Data: 2005-12-25 11:01:09
Temat: Jak mogę pomóc??
Od: lukaszc <l...@o...pl>
Pokaż wszystkie nagłówki
Witam
Od jakiegos czasu - chyba w maju się to zaczęło- moja matka zaczęła
zachowywac sie inaczej. Wszystko dookoła zaczynała zmieniac.
Z dnia na dzień stawało się coraz gorzej. Zaczęła mówic że się
wyprowadza ...
Najgorsze jest to że z nikim nie chce rozmawiac. Jest zamknięta w sobie.
Każdemu wytyka że źle robi i ze ona wie jak cos zrobic.
Nikt ze znajomych rodziców już nie chce do nas przyjeżdzac, bo wszystkim
cos powypominała i poobrażała sie na wszystkich.

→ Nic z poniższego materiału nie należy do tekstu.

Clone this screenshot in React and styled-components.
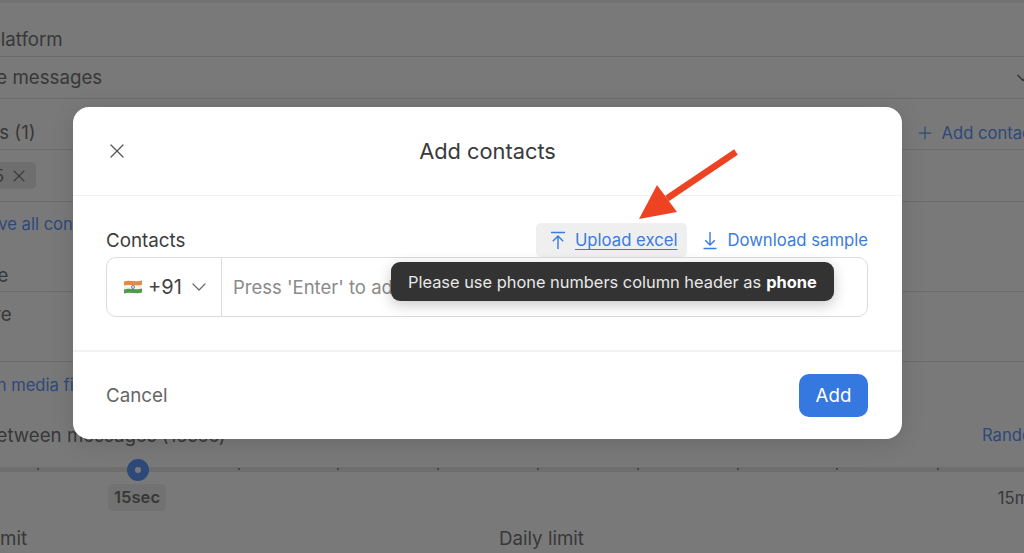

W urodzinach właściwie nie uczestniczyła, bo 90% czasu spędzała na
balkonie paląc.
Palenie papierosow to równiez stał sie bardzo poważny problem . Na
prośby żeby paliła w piwnicy, bo wszystkim dym przeszkadza, tlumaczyla
ze jej sie nie chce chodzic i będzie nadal paliła w kuchni, a dzisaij
nawet w sypialni.
Wigilia (hmmm prawie wigilia) była z nami tylko podczas tej uroczystości
,bo wczesniej i później spała.Mielismy jechac do babci jednak w
ostatniej chwili dowiedzielismy sie od niej że nie jedziemy bo oni są
"źli". Życzenia były bardzo "życzliwe",bo słowa: "Wesołych Świąt" musza
byc szczere.
Z moim tatą prawie wogóle nie rozmawia. On już się poddał... Nie wie co
zrobic.
Kwestia zarobków tez jest tajemnicza, bo założyła sobie nowy rachunek w
innym banku. Nikt nawet nie wie w jakim
Nie wiem jak jej pomóc. Do domu nie mam ochoty już wracac.
O rozmowie chyba nie ma mowy, bo jak zaczynamy mówic to mama sie odwraca
i wychodzi do innego pokoju.
Co mogę robic??
Do kogo mógłbym zwrócic sie o pomoc??
Bardzo dziekuje za kazdą szczerą odpowiedź.